• _TASK REQUIREMENTS_
Copy each line that has the string "image" somewhere in it.

Dataset items
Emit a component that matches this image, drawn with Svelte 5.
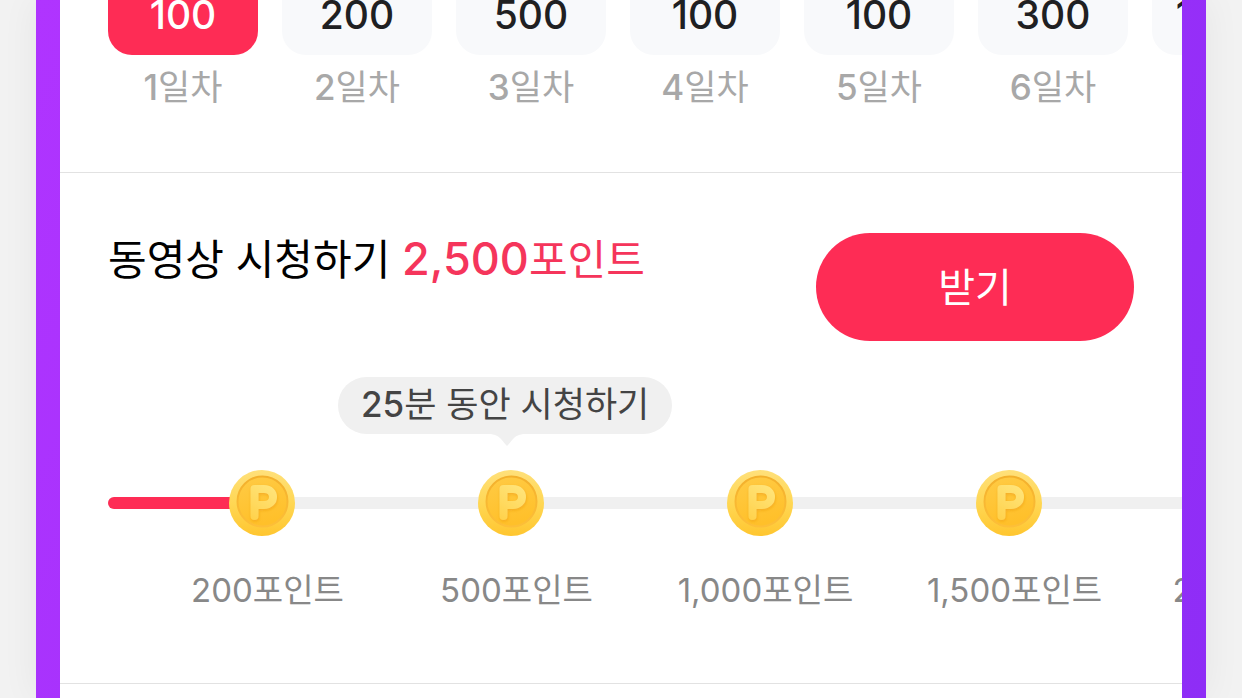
<script>
  let days = [
    { day: 1, points: "100", active: true },
    { day: 2, points: "200" },
    { day: 3, points: "500" },
    { day: 4, points: "100" },
    { day: 5, points: "100" },
    { day: 6, points: "300" },
    { day: 7, points: "1,000" }
  ];

  let steps = ["200포인트", "500포인트", "1,000포인트", "1,500포인트", "2,500포인트"];
</script>

<div class="frame">
  <main>
    <section class="attendance">
      <ul class="days">
        {#each days as item}
          <li>
            <div class="card" class:active={item.active}>{item.points}</div>
            <span class="day"><b>{item.day}</b>일차</span>
          </li>
        {/each}
      </ul>
    </section>

    <section class="watch">
      <header>
        <h2>동영상 시청하기 <em><b>2,500</b>포인트</em></h2>
        <button type="button">받기</button>
      </header>

      <div class="bubble">
        <b>25</b>분 동안 시청하기
        <svg class="tail" width="32" height="13" viewBox="0 0 32 13" aria-hidden="true">
          <path d="M0 0H32C27 1 25 2 22 5L17 11Q16 12.500 15 11L10 5C7 2 5 1 0 0Z" fill="#f0f0f0" />
        </svg>
      </div>

      <div class="progress">
        <div class="track"><div class="fill"></div></div>
        <ol class="steps">
          {#each steps as step}
            <li>
              <svg class="coin" viewBox="0 0 66 66" aria-hidden="true">
                <defs>
                  <linearGradient id="rim" x1="0" y1="0" x2="0" y2="1">
                    <stop offset="0" stop-color="#ffe07a" />
                    <stop offset="0.5" stop-color="#ffd754" />
                    <stop offset="1" stop-color="#ffc62f" />
                  </linearGradient>
                  <linearGradient id="face" x1="0" y1="0" x2="0.3" y2="1">
                    <stop offset="0" stop-color="#ffcb45" />
                    <stop offset="1" stop-color="#ffc02a" />
                  </linearGradient>
                  <linearGradient id="edge" x1="0" y1="0" x2="0" y2="1">
                    <stop offset="0" stop-color="#f3b02c" />
                    <stop offset="1" stop-color="#fdbf38" />
                  </linearGradient>
                  <linearGradient id="letter" gradientUnits="userSpaceOnUse" x1="46" y1="16" x2="24" y2="50">
                    <stop offset="0" stop-color="#ffe57c" />
                    <stop offset="1" stop-color="#ffd24c" />
                  </linearGradient>
                  <filter id="shade" x="-40%" y="-40%" width="180%" height="180%">
                    <feDropShadow dx="0.5" dy="1.5" stdDeviation="1.5" flood-color="#ee9c12" flood-opacity="0.6" />
                  </filter>
                </defs>
                <circle cx="33" cy="33" r="33" fill="url(#rim)" />
                <circle cx="33.5" cy="31.5" r="25" fill="url(#face)" stroke="url(#edge)" stroke-width="2" />
                <g filter="url(#shade)" fill="none" stroke="url(#letter)" stroke-width="8" stroke-linecap="round" stroke-linejoin="round">
                  <path d="M25.5 46V19H35C47 19 47 35 35 35H26" />
                </g>
              </svg>
              <span>{step}</span>
            </li>
          {/each}
        </ol>
      </div>
    </section>
  </main>
</div>

<style>
:global(body) {
  margin: 0;
  background: #f2f2f2;
  overflow: hidden;
}

.frame {
  margin: 0 36px;
  padding: 0 24px;
  min-height: 100vh;
  background: linear-gradient(115deg, #b034ff, #8e2df6);
  box-shadow: 0 0 36px rgba(0, 0, 0, 0.06);
  font-family: Inter, "Noto Sans CJK KR", sans-serif;
}

main {
  min-height: 100vh;
  background: #fff;
  overflow: hidden;
}

section {
  border-bottom: 1px solid #e2e2e2;
}

ul,
ol {
  list-style: none;
  margin: 0;
  padding: 0;
}

b {
  font-weight: 500;
}

.attendance {
  padding: 0 0 63px 48px;
}

.days {
  display: flex;
  gap: 24px;
}

.days li {
  flex: 0 0 150px;
  text-align: center;
}

.card {
  padding-bottom: 25px;
  border-radius: 0 0 24px 24px;
  background: #f8f9fb;
  color: #1f2022;
  font-size: 39px;
  font-weight: 500;
  line-height: 30px;
}

.card.active {
  background: #fe2c55;
  color: #fff;
}

.day {
  display: block;
  padding-top: 11px;
  color: #a8a8a8;
  font-size: 35px;
  line-height: 43px;
}

.watch {
  padding: 60px 0 71px 48px;
}

header {
  display: flex;
  justify-content: space-between;
  align-items: flex-start;
  padding-right: 48px;
}

h2 {
  margin: 0;
  color: #000;
  font-size: 42px;
  font-weight: 400;
  line-height: 52px;
}

em {
  color: #f5355b;
  font-style: normal;
}

em b {
  font-size: 45px;
}

button {
  width: 318px;
  height: 108px;
  padding: 0 0 4px;
  border: none;
  border-radius: 54px;
  background: #fe2c55;
  color: #fff;
  font-family: inherit;
  font-size: 40px;
  cursor: pointer;
}

.bubble {
  position: relative;
  width: fit-content;
  margin: 36px 0 0 230px;
  padding: 0 23px 3px;
  border-radius: 29px;
  background: #f0f0f0;
  color: #444;
  font-size: 35px;
  line-height: 54px;
}

.tail {
  position: absolute;
  top: 100%;
  left: 50%;
  margin-left: -14px;
}

.progress {
  position: relative;
  padding-top: 36px;
}

.track {
  position: absolute;
  top: 63px;
  left: 0;
  right: 0;
  height: 12px;
  border-radius: 6px 0 0 6px;
  background: #f0f0f0;
}

.fill {
  width: 154px;
  height: 12px;
  border-radius: 6px;
  background: #fe2c55;
}

.steps {
  position: relative;
  display: flex;
  padding-left: 35px;
}

.steps li {
  display: flex;
  flex: 0 0 249px;
  flex-direction: column;
  align-items: center;
}

.coin {
  width: 66px;
  height: 66px;
  margin-right: 12px;
}

.steps span {
  margin-top: 33px;
  color: #888;
  font-size: 33px;
  line-height: 43px;
}
</style>
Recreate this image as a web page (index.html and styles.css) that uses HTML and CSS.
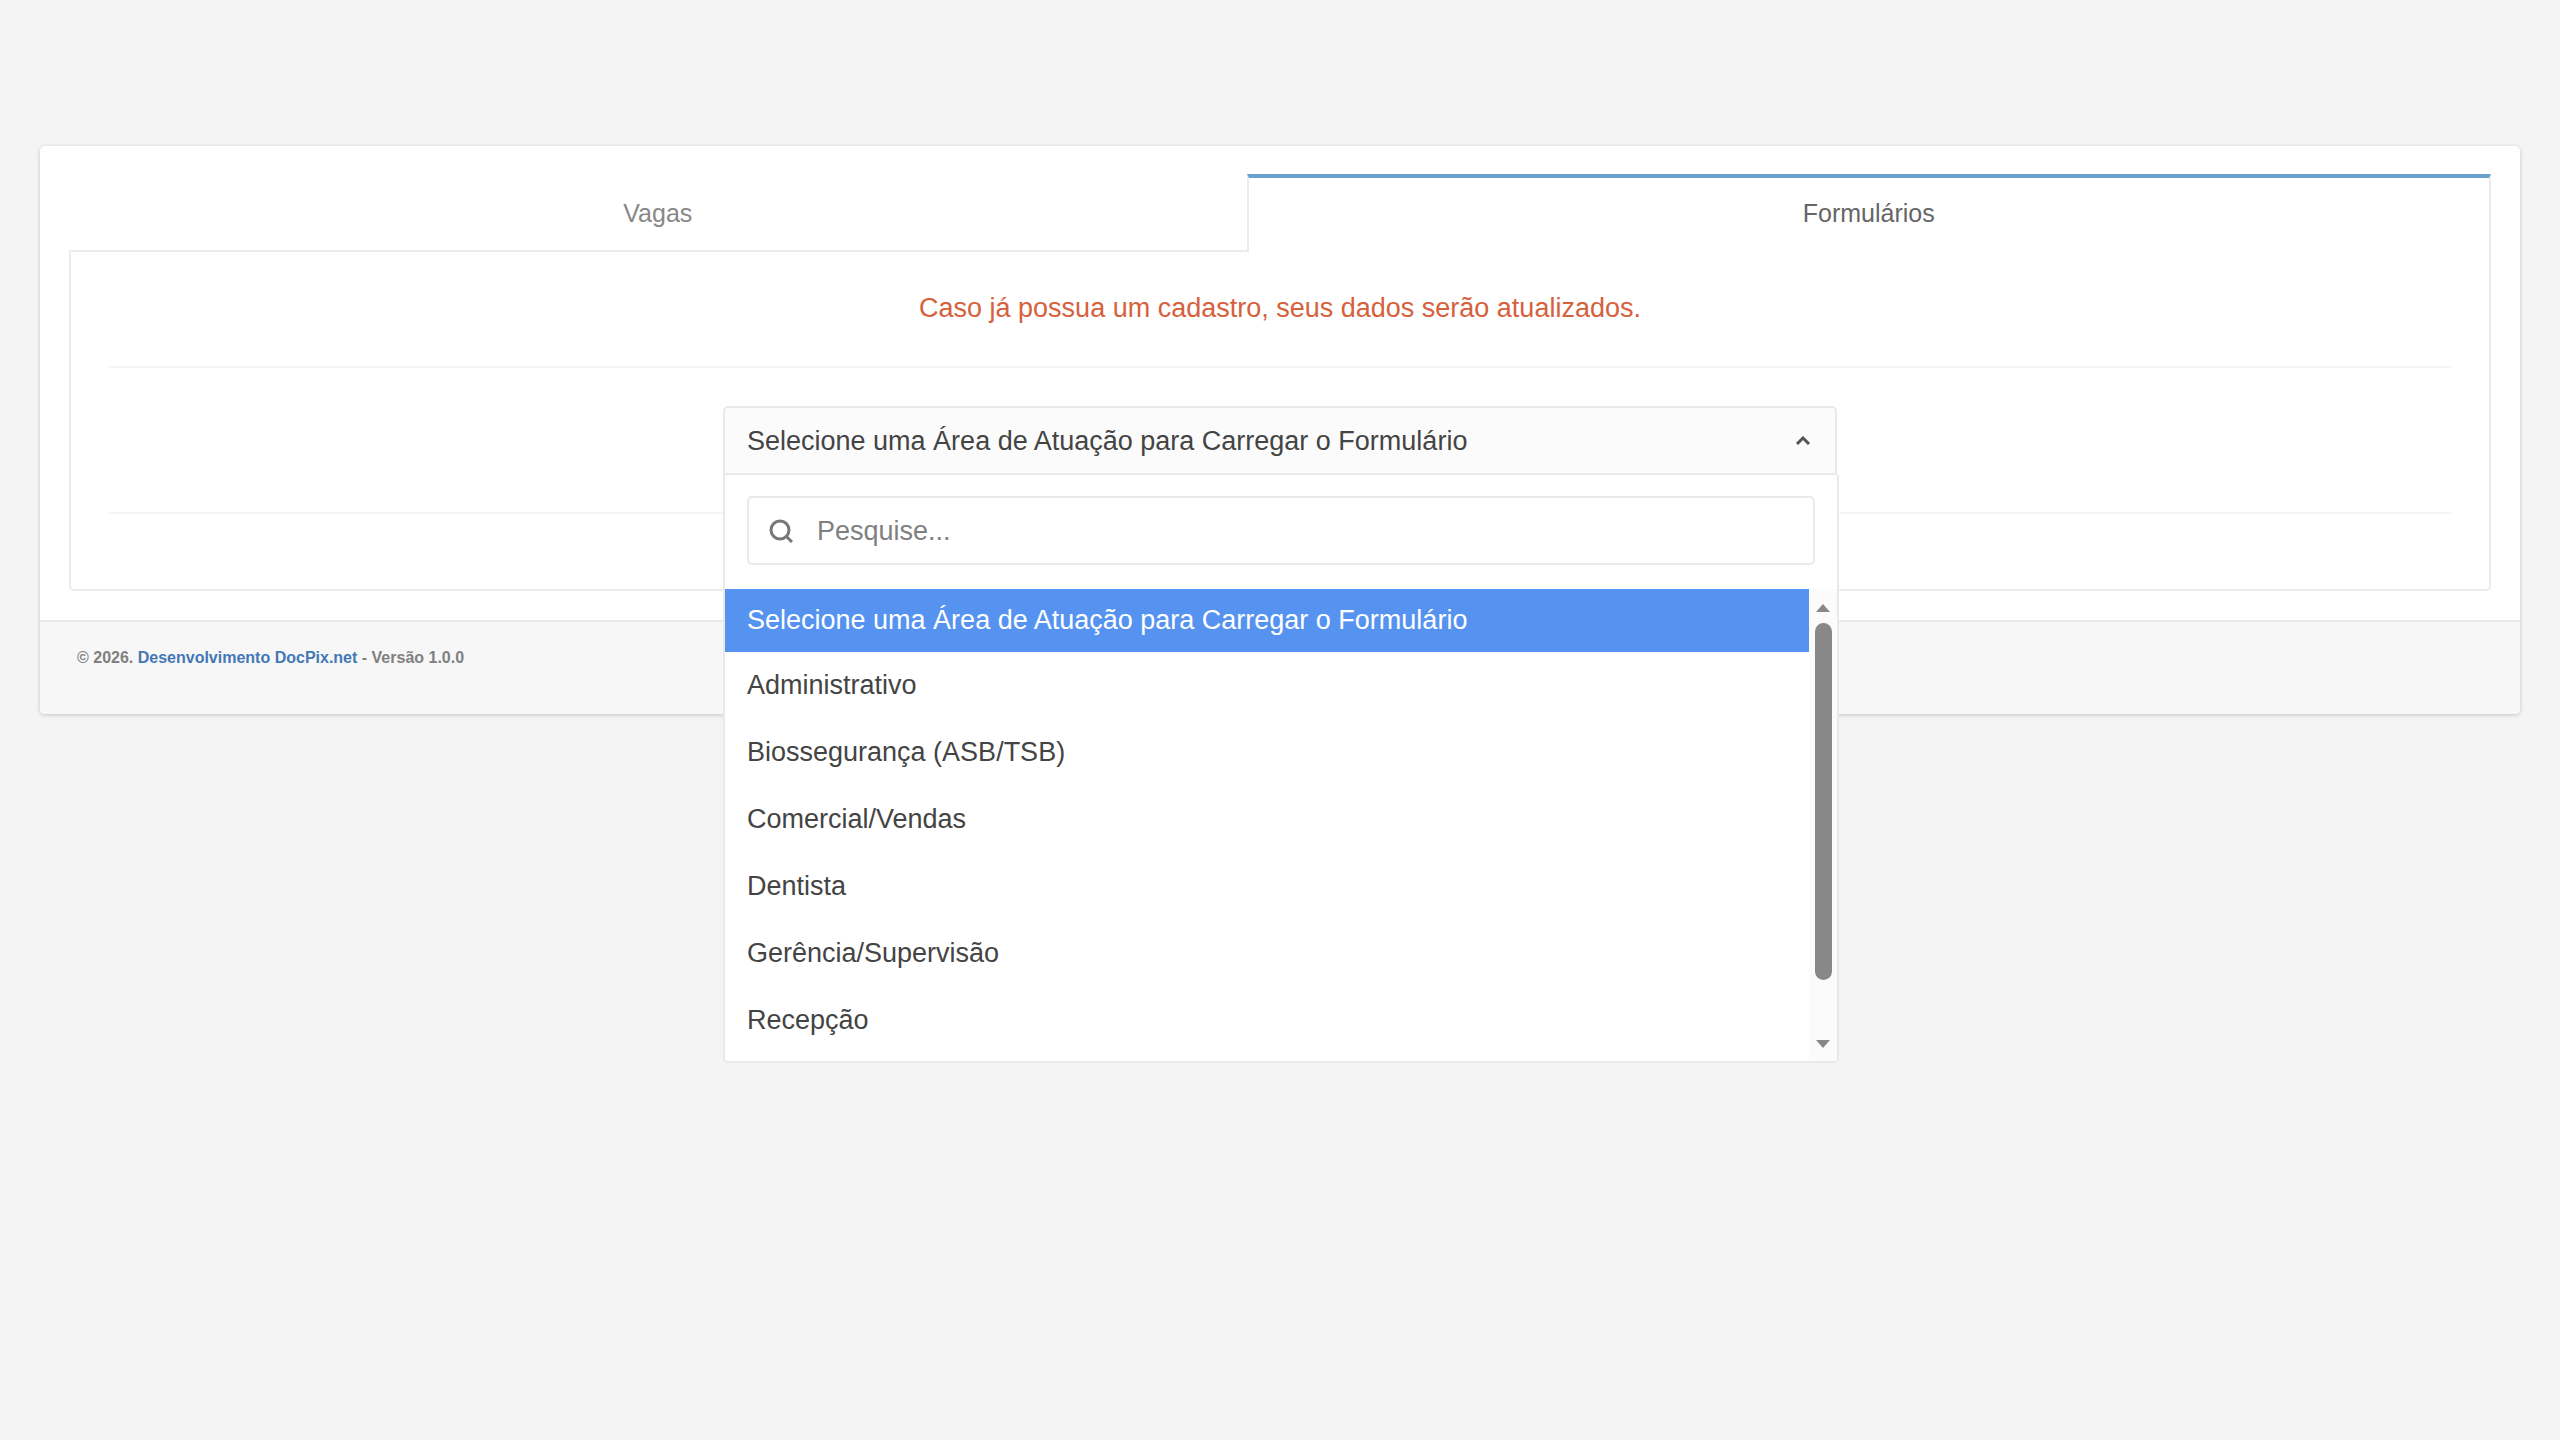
FILE: index.html
```html
<!DOCTYPE html>
<html lang="pt-BR">
<head>
    <meta charset="UTF-8">
    <meta name="viewport" content="width=device-width, initial-scale=1.0">
    <title>Formulários</title>
    <link rel="stylesheet" href="styles.css">
</head>
<body>
    <div class="card">
        <main class="card-body">
            <div class="tabs" role="tablist">
                <button type="button" class="tab" role="tab" aria-selected="false">Vagas</button>
                <button type="button" class="tab active" role="tab" aria-selected="true" aria-controls="formularios">Formulários</button>
            </div>
            <div class="tab-content" id="formularios" role="tabpanel">
                <p class="notice">Caso já possua um cadastro, seus dados serão atualizados.</p>
                <hr>
                <div class="dropdown">
                    <button type="button" class="dropdown-toggle" aria-haspopup="listbox" aria-expanded="true" aria-controls="areas">
                        <span>Selecione uma Área de Atuação para Carregar o Formulário</span>
                        <svg class="chevron" viewBox="0 0 16 10" aria-hidden="true"><path d="M2 8l6-6 6 6"/></svg>
                    </button>
                    <div class="dropdown-menu">
                        <label class="search">
                            <svg class="search-icon" viewBox="0 0 24 24" aria-hidden="true"><circle cx="11" cy="11" r="9"/><path d="M17 17l6 6"/></svg>
                            <input type="text" placeholder="Pesquise..." aria-label="Pesquise">
                        </label>
                        <div class="list-wrap">
                            <ul class="options" id="areas" role="listbox">
                                <li class="option selected" role="option" aria-selected="true">Selecione uma Área de Atuação para Carregar o Formulário</li>
                                <li class="option" role="option">Administrativo</li>
                                <li class="option" role="option">Biossegurança (ASB/TSB)</li>
                                <li class="option" role="option">Comercial/Vendas</li>
                                <li class="option" role="option">Dentista</li>
                                <li class="option" role="option">Gerência/Supervisão</li>
                                <li class="option" role="option">Recepção</li>
                            </ul>
                            <div class="scrollbar" aria-hidden="true">
                                <svg class="arrow" viewBox="0 0 14 8"><path d="M7 0l7 8H0z"/></svg>
                                <div class="track"><div class="thumb"></div></div>
                                <svg class="arrow" viewBox="0 0 14 8"><path d="M0 0h14L7 8z"/></svg>
                            </div>
                        </div>
                    </div>
                </div>
                <hr>
            </div>
        </main>
        <footer class="card-footer">© 2026. <a href="#">Desenvolvimento DocPix.net</a> - Versão 1.0.0</footer>
    </div>
</body>
</html>
```

FILE: styles.css
```css
* {
    box-sizing: border-box;
}
body {
    font-family: "Liberation Sans", Arial, sans-serif;
    font-size: 27px;
    line-height: 32px;
    color: #444;
    background-color: #f4f4f4;
    min-height: 100vh;
    margin: 0;
    padding: 146px 40px 40px;
}
button, input {
    font: inherit;
    color: inherit;
}
.card {
    background: white;
    border-radius: 5px;
    box-shadow: 0 1px 4px rgba(0, 0, 0, 0.2);
}
.card-body {
    padding: 28px 29px 29px;
}

/* tabs */
.tabs {
    display: flex;
}
.tab {
    flex: 1 1 auto;
    height: 78px;
    padding: 2px 0 0;
    font-size: 25px;
    color: #888;
    background: white;
    border: 0;
    border-bottom: 2px solid #ececec;
}
.tab.active {
    padding: 0 0 4px;
    color: #666;
    border: 2px solid #ececec;
    border-top: 4px solid #69a2cd;
    border-bottom: 0;
}
.tab-content {
    padding: 40px 38px 75px;
    border: 2px solid #ececec;
    border-top: 0;
    border-radius: 0 0 5px 5px;
}
.notice {
    margin: 0 0 42px;
    text-align: center;
    color: #d5613d;
}
hr {
    margin: 0;
    border: 0;
    border-top: 2px solid #f5f5f5;
}

/* dropdown */
.dropdown {
    position: relative;
    width: 100%;
    max-width: 1114px;
    margin: 38px auto 37px;
}
.dropdown-toggle {
    display: flex;
    align-items: center;
    justify-content: space-between;
    width: 100%;
    height: 69px;
    padding: 0 24px 0 22px;
    text-align: left;
    background: #fbfbfb;
    border: 2px solid #e9e9e9;
    border-radius: 5px 5px 0 0;
}
.chevron {
    width: 16px;
    height: 10px;
    fill: none;
    stroke: #555;
    stroke-width: 3;
}
.dropdown-menu {
    position: absolute;
    top: 100%;
    left: 0;
    right: -2px;
    background: white;
    border: 2px solid #e9e9e9;
    border-top: 0;
    border-radius: 0 0 5px 5px;
}
.search {
    display: flex;
    align-items: center;
    gap: 24px;
    height: 69px;
    margin: 21px 22px 24px;
    padding: 0 20px;
    border: 2px solid #e9e9e9;
    border-radius: 5px;
}
.search-icon {
    flex: none;
    width: 24px;
    height: 24px;
    fill: none;
    stroke: #777;
    stroke-width: 3;
}
.search input {
    flex: 1;
    min-width: 0;
    padding: 0;
    border: 0;
    outline: 0;
    background: none;
}
.search input::placeholder {
    color: #808080;
    opacity: 1;
}
.list-wrap {
    display: flex;
}
.options {
    flex: 1;
    margin: 0;
    padding: 0 0 7px;
    list-style: none;
}
.option {
    padding: 17px 22px 18px;
}
.option.selected {
    padding: 15px 22px 16px;
    color: white;
    background: #5693f0;
}
.scrollbar {
    display: flex;
    flex-direction: column;
    align-items: center;
    width: 28px;
    padding: 15px 0 13px;
    background: #fbfbfb;
}
.arrow {
    width: 14px;
    height: 8px;
    fill: #888;
}
.track {
    flex: 1;
    width: 17px;
    padding: 11px 0 60px;
}
.thumb {
    height: 100%;
    background: #888;
    border-radius: 9px;
}

/* footer */
.card-footer {
    padding: 20px 37px 40px;
    font-size: 16px;
    font-weight: bold;
    color: #808080;
    background: #f7f7f7;
    border-top: 2px solid #e9e9e9;
    border-radius: 0 0 5px 5px;
}
.card-footer a {
    color: #4477b5;
    text-decoration: none;
}
```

• _ANSWER TO THE TASK_
Emit a component that matches this image, drawn with Svelte 5.
Recreate this image as a web page (index.html and styles.css) that uses HTML and CSS.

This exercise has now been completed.